Tentu banyak lagi ya penawaran yang sekolah Kin berikan. Kalau ditulis semua rasanya terlalu panjang. Next artikel saja aku tuliskan dalam bentuk testimoni setelah Kin mengalaminya sendiri. Tapi diantara semua itu ada beberapa pertimbangan lainnya yaitu :
  1. Regulasi makanan. Semua anak hanya mengkonsumsi bekal dari rumah atau ikut catering sekolah (jika mau). Jajanan kemasan dan ultra proses diharapkan tidak dibawa ke sekolah plus tidak boleh membawa uang jajan. Kita tidak akan bisa menemukan pedagang di area depan sekolah. Ini benar-benar menenangkan hatiku sih. Nggak papa deh pusing mikirin bekal, dari pada pusing Kin batuk, pilek, asma, diare karena jajanan.
  2. Environment. Area sekolah yang didominasi tanah dan jalanan yang nggak rata, banyak pohon, ada kolam dan binatang peliharaan untuk anak eksplor. Environment seperti ini yang aku cari, mengingat tinggal di kompleks itu akses ke alamnya terbatas. Semua serba aspal dan beton. Nggak ada pohon yang bebas dipanjat atau kubangan untuk dikorek-korek. Sedih sih dibandingkan jaman kecilku dulu. Dulu biarpun sekolah di SDN, pulang sekolah tuh ratusan meter area di belakang rumah nenek yang masih hutan bisa aku eksplor. Setiap hari gali-gali tanah nyari fosil, manjat pohon, nyari jamur di batang kayu bakar nenek, ngambil ulat di daun pisang, nangkap ikan, everyday is stimulation day 😀
  3. Pakaian nyaman. Sekolah tanpa seragam dan sepatu. Jadi anak bisa menggunakan pakaian ternyaman mereka selama menutup aurat. Dengan sandal, anak jadi mudah melepas alas kaki untuk menginjak tanah langsung. Apalagi laki-laki ya, survival skill nya harus jalan, nggak bisa tuh jijikan, nggak mau nginjek tanah, nggak mau kena lumpur. 
  4. Guru laki-laki. Karena anakku laki-laki, aku ingin memberikan guru dengan gender yang sama untuk Kin. Karena kalau di rumah Kin itu kan banyak bersama ibunya, teman di area rumah juga banyak perempuan, guru ngaji pun perempuan. Beruntung sekali bisa menemukan sekolah dengan guru laki-laki (nggak banyak lho laki-laki yang bersedia menjadi guru TK dan SD). Seingetku guru TK ku perempuan semua dan guru SD ku yang laki-laki hanya guru olahraga.
  5. Bonus : jalanan ke sekolah Kin itu penuh pohon di kanan kiri. Areanya ramai tapi nggak macet.

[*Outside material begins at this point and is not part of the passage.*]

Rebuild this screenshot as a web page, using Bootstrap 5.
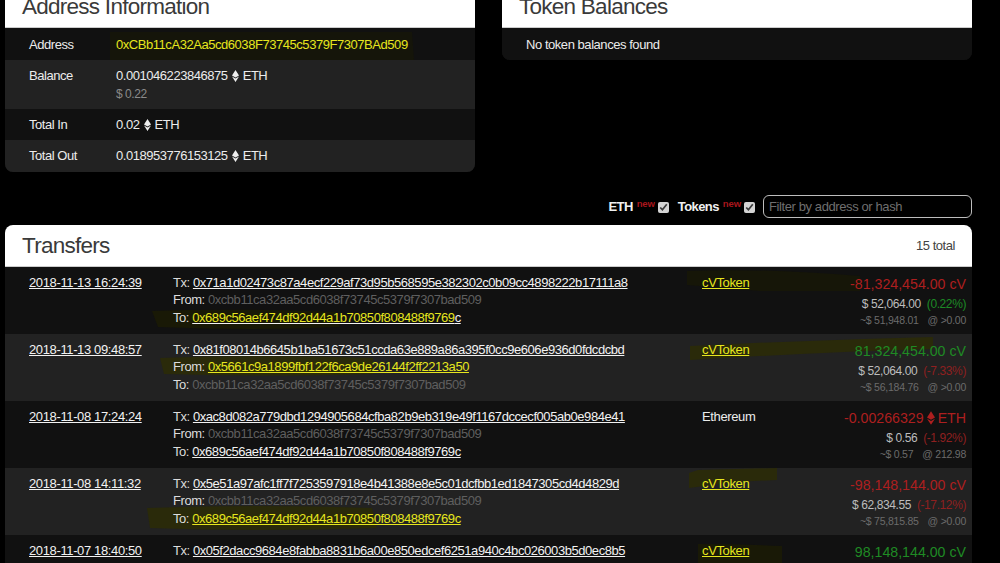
<!doctype html>
<html lang="en"><head><meta charset="utf-8">
<link href="https://cdn.jsdelivr.net/npm/bootstrap@5.3.0/dist/css/bootstrap.min.css" rel="stylesheet">
<style>
html,body{height:563px;overflow:hidden;background:#000}
body{font-family:"Liberation Sans",Arial,sans-serif;font-size:13px;letter-spacing:-.45px;color:#ececec;padding:0 28px 0 5px}
a{color:#f2f2f2}
.top-wrap{gap:27px;height:172px}
.info-box{flex:0 0 470px;background:#111;border-radius:0 0 8px 8px;overflow:hidden}
.info-box.second{flex:1 1 0;height:60px}
.hdr-clip{height:28px;background:#fff;color:#3a3a3a;font-size:22.5px;letter-spacing:-.74px;line-height:1;padding:0 18px 9px 17px;display:flex;align-items:flex-end;border-bottom:1px solid #ccc}
.info-row{display:flex;padding:7px 0 0 24px;position:relative;line-height:18px}
.info-row.r1{padding-top:8px}
.info-row .lbl{flex:0 0 87px;position:relative}
.r1{height:32px;background:#111}.r2{height:49px;background:#222}.r3{height:31px;background:#111}.r4{height:32px;background:#222}
.muted-sm{color:#8a8a8a;font-size:12px;line-height:17px;margin-top:1px}
.eth-ic{display:inline-block;width:7px;height:12px;vertical-align:-2px;margin:0 4px}
.amt .eth-ic{width:8px;height:14px;margin:0 3px;vertical-align:-2px}
.filter-wrap{height:23px;margin-top:23px;font-weight:700}
.filter-wrap label{color:#f0f0f0;display:flex;align-items:center;margin:0 9px 0 0;letter-spacing:-.6px}
.filter-wrap sup{color:#a8161c;font-weight:700;font-size:9.5px;letter-spacing:-.1px;margin:-6px 3px 0 4px;top:0}
.filter-wrap input[type=checkbox]{width:11px;height:11px;margin:1px 0 0;accent-color:#d4d4d4}
.filter-input{width:209px;height:23px;background:#000;border:1px solid #bdbdbd;border-radius:6px;padding:0 5px;font-size:13px;font-weight:400;color:#fff;font-family:inherit;letter-spacing:-.4px;margin-left:-1px}
.filter-input::placeholder{color:#6f6f6f;opacity:1}
.xfers{margin-top:7px;border-radius:8px 8px 0 0;overflow:hidden}
.xfers-hdr{height:42px;background:#fff;color:#3a3a3a;padding:0 17px;border-bottom:1px solid #ccc}
.xfers-hdr .ttl{font-size:22.5px;letter-spacing:-.74px}
.xfers-hdr .cnt{font-size:13px;color:#444}
.xrow{height:67px;display:flex;padding:7px 0 0 24px;line-height:17.4px;position:relative;background:#111}
.xrow.alt{background:#222}
.ink-svg{position:absolute;left:0;top:0;width:968px;height:67px}
.info-row .ink-svg{height:32px}
.c-date{flex:0 0 144px;position:relative;letter-spacing:-.37px}
.c-tx{flex:0 0 529px;color:#dcdcdc;position:relative;letter-spacing:-.44px}
.c-name{flex:0 0 97px;position:relative;letter-spacing:-.37px}
.c-val{flex:1 1 0;text-align:right;padding-right:6px;position:relative;letter-spacing:0}
.amt{font-size:14.2px;line-height:20px}
.usd{color:#bdbdbd;font-size:12px;line-height:20px;letter-spacing:-.4px}
.usd span{margin-left:3px}
.rate{color:#6b6b6b;font-size:10.5px;line-height:13px;letter-spacing:-.25px}
.rate span{margin-left:9px}
.neg{color:#ad1f1f}.pos{color:#1f8a24}
.negs{color:#8f2020}.poss{color:#1d8a25}
.grey{color:#5f5f5f}
.hl,.hl a{color:#e6e61e}
.val{position:relative}
</style></head><body>
<div class="d-flex top-wrap">
 <div class="info-box">
  <div class="hdr-clip">Address Information</div>
  <div class="info-row r1"><svg class="ink-svg" viewBox="5 28 968 32"><path fill="#15150a" d="M110 32H412L414 60H350Q310 64 270 60H110Z"/></svg><div class="lbl">Address</div><div class="val hl">0xCBb11cA32Aa5cd6038F73745c5379F7307BAd509</div></div>
  <div class="info-row r2"><div class="lbl">Balance</div><div class="val">0.001046223846875<svg class="eth-ic" viewBox="0 0 7 12"><path fill="#eee" d="M3.5 0 7 5.6 3.5 7.6 0 5.6zM0 6.6 3.5 8.6 7 6.6 3.5 12z"/></svg>ETH<div class="muted-sm">$ 0.22</div></div></div>
  <div class="info-row r3"><div class="lbl">Total In</div><div class="val">0.02<svg class="eth-ic" viewBox="0 0 7 12"><path fill="#eee" d="M3.5 0 7 5.6 3.5 7.6 0 5.6zM0 6.6 3.5 8.6 7 6.6 3.5 12z"/></svg>ETH</div></div>
  <div class="info-row r4"><div class="lbl">Total Out</div><div class="val">0.018953776153125<svg class="eth-ic" viewBox="0 0 7 12"><path fill="#eee" d="M3.5 0 7 5.6 3.5 7.6 0 5.6zM0 6.6 3.5 8.6 7 6.6 3.5 12z"/></svg>ETH</div></div>
 </div>
 <div class="info-box second">
  <div class="hdr-clip">Token Balances</div>
  <div class="info-row r1"><div class="lbl text-nowrap">No token balances found</div></div>
 </div>
</div>
<div class="d-flex justify-content-end align-items-center filter-wrap">
 <label>ETH<sup>new</sup><input type="checkbox" checked></label>
 <label>Tokens<sup>new</sup><input type="checkbox" checked></label>
 <input class="filter-input" placeholder="Filter by address or hash">
</div>
<div class="xfers">
 <div class="xfers-hdr d-flex justify-content-between align-items-center"><span class="ttl">Transfers</span><span class="cnt">15 total</span></div>
 <div class="xrow"><svg class="ink-svg" viewBox="5 267 968 67"><path fill="#191906" d="M152 311Q240 308 335 312L340 327Q250 331 158 327Z"/><path fill="#161608" d="M687 271Q760 268 860 276V291H760L687 285Z"/></svg><div class="c-date"><a href="#">2018-11-13 16:24:39</a></div>
  <div class="c-tx">Tx: <a href="#">0x71a1d02473c87a4ecf229af73d95b568595e382302c0b09cc4898222b17111a8</a><br>From: <span class="grey">0xcbb11ca32aa5cd6038f73745c5379f7307bad509</span><br>To: <a href="#"><span class="hl">0x689c56aef474df92d44a1b70850f808488f9769</span>c</a></div>
  <div class="c-name hl"><a href="#">cVToken</a></div>
  <div class="c-val"><div class="amt neg">-81,324,454.00 cV</div><div class="usd">$ 52,064.00 <span class="poss">(0.22%)</span></div><div class="rate">~$ 51,948.01<span>@ &gt;0.00</span></div></div></div>
 <div class="xrow alt"><svg class="ink-svg" viewBox="5 334 968 67"><path fill="#2a2a0a" d="M160 358Q260 354 373 358V374Q260 377 164 374Z"/><path fill="#2a2a0a" d="M690 346Q810 340 933 337V349Q820 352 690 360Z"/></svg><div class="c-date"><a href="#">2018-11-13 09:48:57</a></div>
  <div class="c-tx">Tx: <a href="#">0x81f08014b6645b1ba51673c51ccda63e889a86a395f0cc9e606e936d0fdcdcbd</a><br>From: <a href="#" class="hl">0x5661c9a1899fbf122f6ca9de26144f2ff2213a50</a><br>To: <span class="grey">0xcbb11ca32aa5cd6038f73745c5379f7307bad509</span></div>
  <div class="c-name hl"><a href="#">cVToken</a></div>
  <div class="c-val"><div class="amt pos">81,324,454.00 cV</div><div class="usd">$ 52,064.00 <span class="negs">(-7.33%)</span></div><div class="rate">~$ 56,184.76<span>@ &gt;0.00</span></div></div></div>
 <div class="xrow"><div class="c-date"><a href="#">2018-11-08 17:24:24</a></div>
  <div class="c-tx">Tx: <a href="#">0xac8d082a779dbd1294905684cfba82b9eb319e49f1167dccecf005ab0e984e41</a><br>From: <span class="grey">0xcbb11ca32aa5cd6038f73745c5379f7307bad509</span><br>To: <a href="#">0x689c56aef474df92d44a1b70850f808488f9769c</a></div>
  <div class="c-name">Ethereum</div>
  <div class="c-val"><div class="amt neg">-0.00266329<svg class="eth-ic" viewBox="0 0 7 12"><path fill="#ad1f1f" d="M3.5 0 7 5.6 3.5 7.6 0 5.6zM0 6.6 3.5 8.6 7 6.6 3.5 12z"/></svg>ETH</div><div class="usd">$ 0.56 <span class="negs">(-1.92%)</span></div><div class="rate">~$ 0.57<span>@ 212.98</span></div></div></div>
 <div class="xrow alt"><svg class="ink-svg" viewBox="5 468 968 67"><path fill="#2a2a0a" d="M147 508Q260 504 372 508L377 528Q260 532 150 528Z"/><path fill="#2a2a0a" d="M689 473 698 470 777 468V480L735 482 689 488Z"/></svg><div class="c-date"><a href="#">2018-11-08 14:11:32</a></div>
  <div class="c-tx">Tx: <a href="#">0x5e51a97afc1ff7f7253597918e4b41388e8e5c01dcfbb1ed1847305cd4d4829d</a><br>From: <span class="grey">0xcbb11ca32aa5cd6038f73745c5379f7307bad509</span><br>To: <a href="#" class="hl">0x689c56aef474df92d44a1b70850f808488f9769c</a></div>
  <div class="c-name hl"><a href="#">cVToken</a></div>
  <div class="c-val"><div class="amt neg">-98,148,144.00 cV</div><div class="usd">$ 62,834.55 <span class="negs">(-17.12%)</span></div><div class="rate">~$ 75,815.85<span>@ &gt;0.00</span></div></div></div>
 <div class="xrow"><svg class="ink-svg" viewBox="5 535 968 67"><path fill="#191906" d="M698 544Q740 544 782 546V563H698Z"/></svg><div class="c-date"><a href="#">2018-11-07 18:40:50</a></div>
  <div class="c-tx">Tx: <a href="#">0x05f2dacc9684e8fabba8831b6a00e850edcef6251a940c4bc026003b5d0ec8b5</a></div>
  <div class="c-name hl"><a href="#">cVToken</a></div>
  <div class="c-val"><div class="amt pos">98,148,144.00 cV</div></div></div>
</div>
</body></html>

Kata kunci : siap menjadi orangtua

Peduli terhadap alam adalah salah satu poin yang aku highlight. Aku tuh suka sedih melihat lapangan basket dan taman bermain di kompleks yang penuh sampah. Rasanya anak-anak tuh hanya di suruh sekolah dan les berbagai macam tapi tidak diajarkan PEDULI sama lingkungan sekitar. Sesimple membuang sampah pada tempatnya 🥲.

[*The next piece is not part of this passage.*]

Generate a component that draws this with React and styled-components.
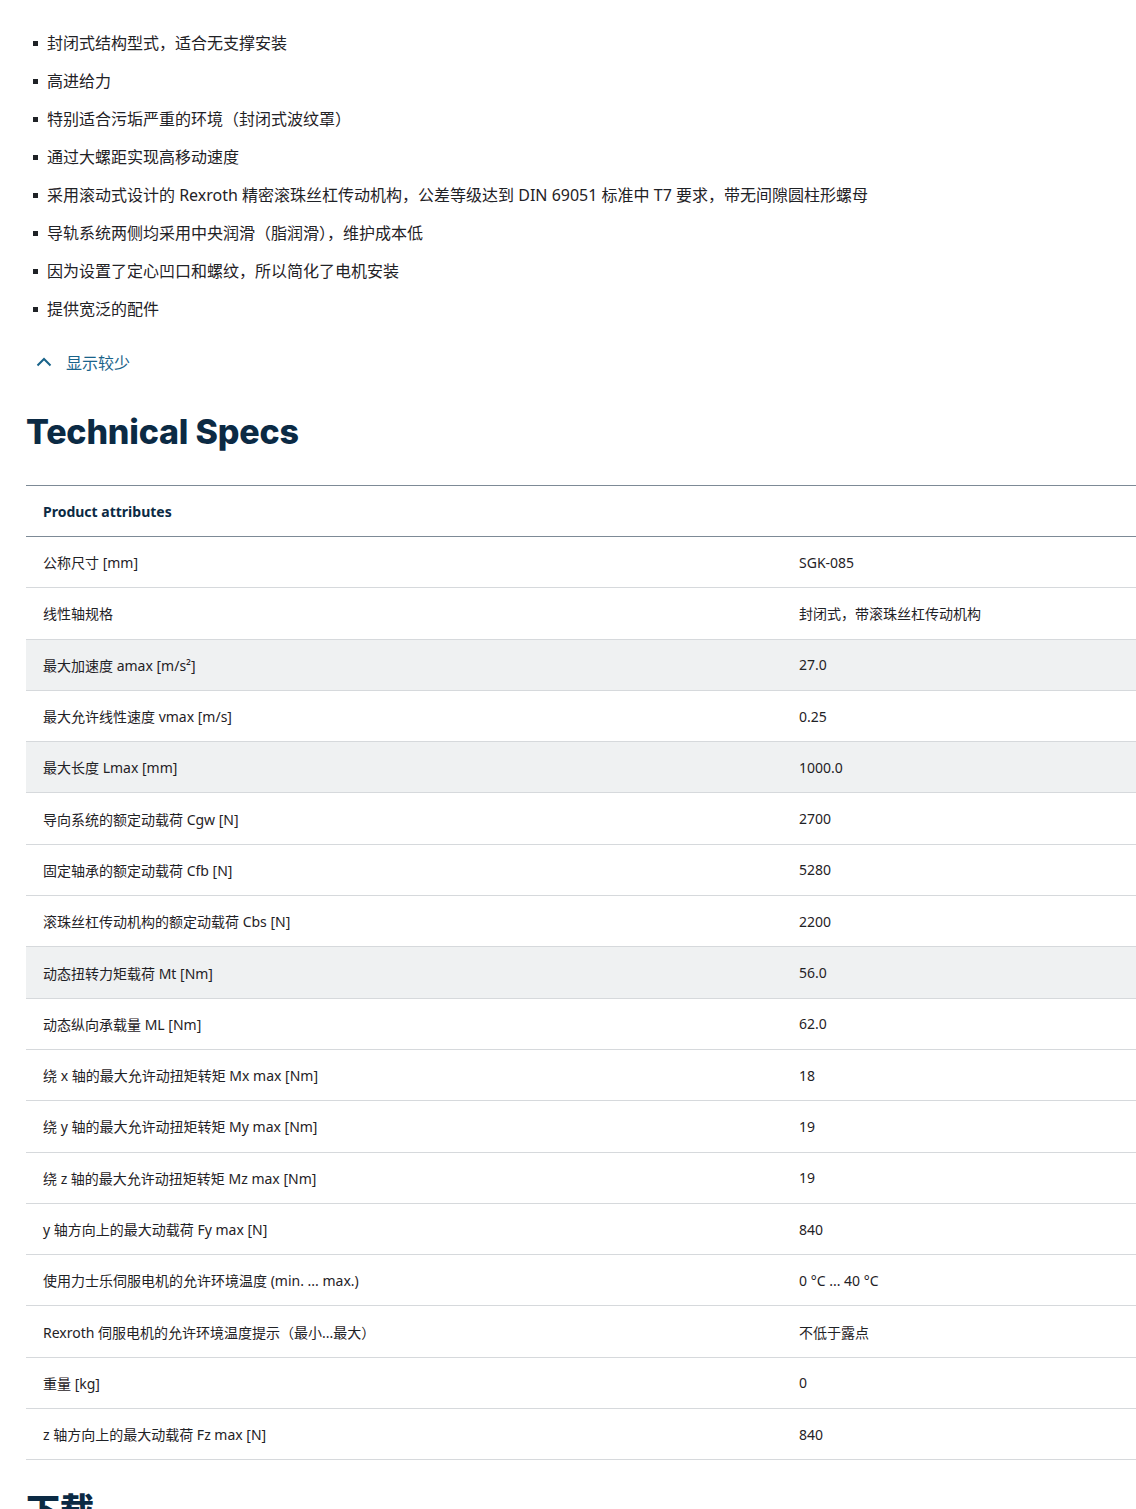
import React from "react";
import styled, { createGlobalStyle } from "styled-components";

const Global = createGlobalStyle`
  body {
    margin: 0;
    overflow: hidden;
    font-family: "Noto Sans", "Noto Sans CJK SC", sans-serif;
    color: #1f2226;
    background: #fff;
  }
`;

const Page = styled.div`
  padding: 24px 0 0 26px;
  width: 1130px;
`;

const List = styled.ul`
  list-style: none;
  margin: 0;
  padding: 0 0 0 7px;
`;

const Item = styled.li`
  font-size: 16px;
  line-height: 38px;
  height: 38px;
  display: flex;
  align-items: center;
  &::before {
    content: "";
    width: 5px;
    height: 5px;
    background: #1f2226;
    margin-right: 9px;
  }
`;

const Toggle = styled.div`
  display: flex;
  align-items: center;
  gap: 14px;
  margin: 21px 0 0 10px;
  color: #19638a;
  font-size: 16px;
  height: 26px;
`;

const Heading = styled.h2`
  margin: 35px 0 31px;
  font-family: "Inter", "Noto Sans CJK SC", sans-serif;
  font-weight: 800;
  font-size: 34px;
  line-height: 44px;
  color: #0b2a44;
  letter-spacing: -0.2px;
`;

const Table = styled.div`
  border-top: 1px solid #7d8a96;
`;

const HeadRow = styled.div`
  height: 50px;
  display: flex;
  align-items: center;
  padding-left: 17px;
  font-size: 14px;
  font-weight: 700;
  color: #0b2a44;
  border-bottom: 1px solid #7d8a96;
`;

const Row = styled.div`
  height: 50.3px;
  display: grid;
  grid-template-columns: 756px 1fr;
  align-items: center;
  padding-left: 17px;
  font-size: 14px;
  border-bottom: 1px solid #d6d9dc;
  background: ${(p) => (p.$shade ? "#eff1f2" : "#fff")};
`;

const Next = styled.h2`
  margin: 24px 0 0;
  font-size: 34px;
  font-weight: 800;
  color: #0b2a44;
  font-family: "Noto Sans CJK SC", sans-serif;
`;

const bullets = [
  "封闭式结构型式，适合无支撑安装",
  "高进给力",
  "特别适合污垢严重的环境（封闭式波纹罩）",
  "通过大螺距实现高移动速度",
  "采用滚动式设计的 Rexroth 精密滚珠丝杠传动机构，公差等级达到 DIN 69051 标准中 T7 要求，带无间隙圆柱形螺母",
  "导轨系统两侧均采用中央润滑（脂润滑），维护成本低",
  "因为设置了定心凹口和螺纹，所以简化了电机安装",
  "提供宽泛的配件",
];

const rows = [
  ["公称尺寸 [mm]", "SGK-085"],
  ["线性轴规格", "封闭式，带滚珠丝杠传动机构"],
  ["最大加速度 amax [m/s²]", "27.0", true],
  ["最大允许线性速度 vmax [m/s]", "0.25"],
  ["最大长度 Lmax [mm]", "1000.0", true],
  ["导向系统的额定动载荷 Cgw [N]", "2700"],
  ["固定轴承的额定动载荷 Cfb [N]", "5280"],
  ["滚珠丝杠传动机构的额定动载荷 Cbs [N]", "2200"],
  ["动态扭转力矩载荷 Mt [Nm]", "56.0", true],
  ["动态纵向承载量 ML [Nm]", "62.0"],
  ["绕 x 轴的最大允许动扭矩转矩 Mx max [Nm]", "18"],
  ["绕 y 轴的最大允许动扭矩转矩 My max [Nm]", "19"],
  ["绕 z 轴的最大允许动扭矩转矩 Mz max [Nm]", "19"],
  ["y 轴方向上的最大动载荷 Fy max [N]", "840"],
  ["使用力士乐伺服电机的允许环境温度 (min. ... max.)", "0 °C ... 40 °C"],
  ["Rexroth 伺服电机的允许环境温度提示（最小...最大）", "不低于露点"],
  ["重量 [kg]", "0"],
  ["z 轴方向上的最大动载荷 Fz max [N]", "840"],
];

export default function App() {
  return (
    <Page>
      <Global />
      <List>
        {bullets.map((b) => (
          <Item key={b}>{b}</Item>
        ))}
      </List>
      <Toggle>
        <svg width="16" height="10" viewBox="0 0 16 10" fill="none" stroke="#19638a" strokeWidth="2">
          <path d="M1.5 8.5 8 2l6.5 6.5" />
        </svg>
        显示较少
      </Toggle>
      <Heading>Technical Specs</Heading>
      <Table>
        <HeadRow>Product attributes</HeadRow>
        {rows.map(([k, v, s]) => (
          <Row key={k} $shade={s}>
            <span>{k}</span>
            <span>{v}</span>
          </Row>
        ))}
      </Table>
      <Next>下载</Next>
    </Page>
  );
}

Meeting Lesson Plan - 21 Juli 2024

Saat meeting lesson plan kemarin, aku ter-WOW dengan cara belajar yang diterapkan. So much fun, kalau kata Blippi. Jadi anak tuh akan belajar learning by doing, not text book.  Sekian perjalanan Ibu-Ayah Kin dalam menghantarkan Kin memasuki dunia sekolahnya. Semoga Allah ridho dan mudahkan tugas kami menjalankan amanahNya dalam mendidik Kin. Aamiin Allahumma Aamiin.